Know Your Viewer's Context
Most people watch Reels on their phone, often in a distracted environment — commuting, waiting in a queue, lying in bed. Design your content accordingly. Use captions (many people watch without sound), keep your visuals clear and high-contrast, and get to the point fast. Short, punchy Reels tend to retain better than long ones simply because there's less time for drop-off to compound.
Step 5: Test, Iterate, and Repeat
Fixing retention is not a one-time task — it's an ongoing process of testing what works for your specific audience.
Run Simple A/B Tests
Create two versions of a similar Reel with different hooks and see which one retains better. Over time, you'll develop an intuition for what your audience responds to. Keep a simple note of which formats, hooks, and structures correlate with higher retention so you can systematically improve.

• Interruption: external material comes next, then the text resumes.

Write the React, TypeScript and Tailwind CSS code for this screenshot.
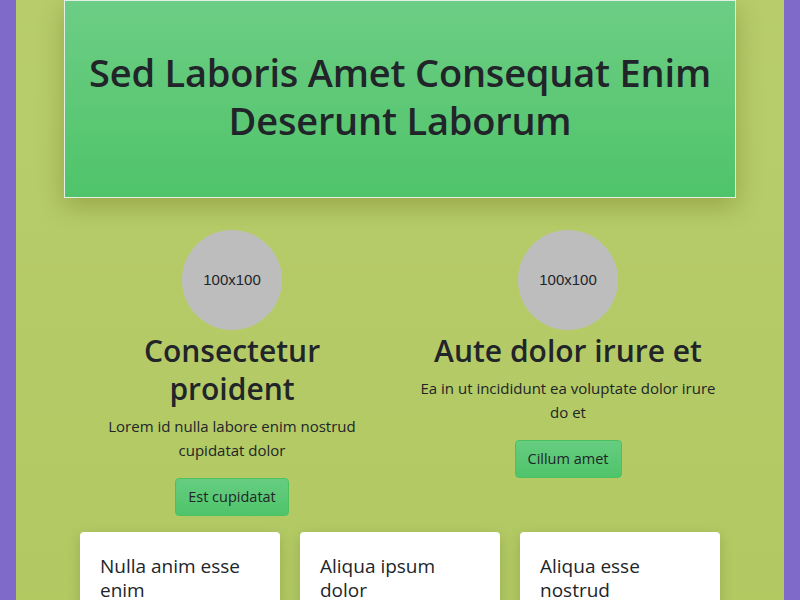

Using CreatorScope to track these patterns across multiple Reels can save you hours of manual spreadsheet work and help you spot trends you'd otherwise miss.
Common Retention Mistakes to Avoid
- Starting with "Hey guys, welcome back" — Filler openings waste precious seconds and train viewers to skip.

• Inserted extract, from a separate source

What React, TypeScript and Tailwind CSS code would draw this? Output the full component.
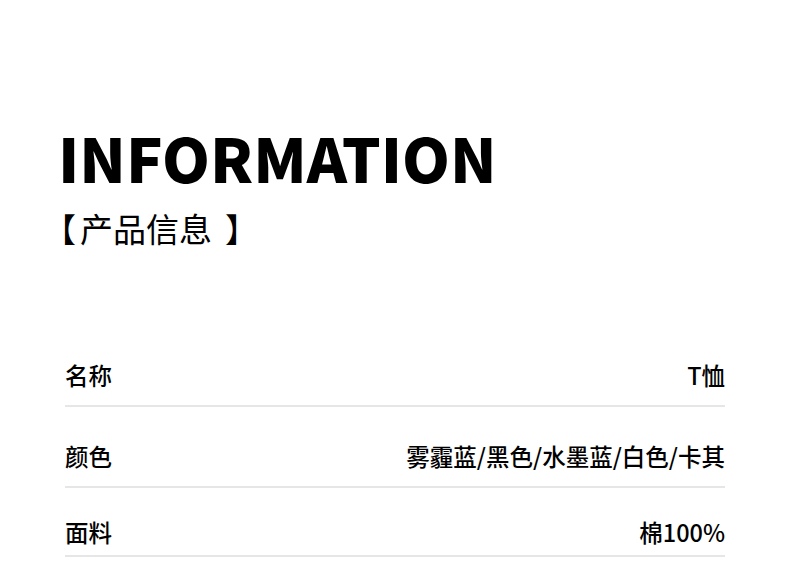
export default function App() {
  const rows = [
    { label: "名称", value: "T恤", pad: "pt-[16px] pb-[15px]" },
    { label: "颜色", value: "雾霾蓝/黑色/水墨蓝/白色/卡其", pad: "pt-[34px] pb-[15px]" },
    { label: "面料", value: "棉100%", pad: "pt-[29px] pb-[8px]" },
  ];

  return (
    <div
      className="w-[790px] h-[571px] bg-white text-black overflow-hidden"
      style={{ fontFamily: '"Noto Sans CJK SC", "Noto Sans", sans-serif' }}
    >
      <div className="pt-[126px] pl-[58px]">
        <h1 className="text-[61px] font-black leading-none tracking-[0px]">INFORMATION</h1>
        <p className="mt-[21px] text-[33px] font-normal leading-[40px] flex">
          <span className="-ml-[15px] mr-[4px]">【</span>
          <span>产品信息</span>
          <span className="ml-[13px]">】</span>
        </p>
      </div>
      <div className="mt-[96px] px-[65px]">
        {rows.map((r) => (
          <div
            key={r.label}
            className={`flex items-center justify-between border-b-2 border-[#e6e6e6] ${r.pad}`}
          >
            <span className="text-[23.5px] leading-[30px] font-medium">{r.label}</span>
            <span className="text-[23.5px] leading-[30px] font-medium">{r.value}</span>
          </div>
        ))}
      </div>
    </div>
  );
}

- Too much text on screen at once — Overloaded visuals cause viewers to give up rather than read.
- No clear ending or CTA — If your Reel fizzles out, viewers won't rewatch or engage, both of which boost your metrics.
- Ignoring audio quality — Bad audio is one of the fastest ways to lose viewers. Invest in a basic lapel mic if you're talking to camera.
Final Thoughts
Low retention on Instagram Reels is frustrating, but it's a solvable problem. Start by auditing your first three seconds, structure your content with re-engagement in mind, and use data to identify your specific drop-off points. Small adjustments to your hook, pacing, and structure can produce significant lifts in watch time — and when your retention improves, the algorithm notices.
Consistency and iteration are what separate creators who plateau from those who grow. Fix the foundation, track what works, and keep improving one Reel at a time.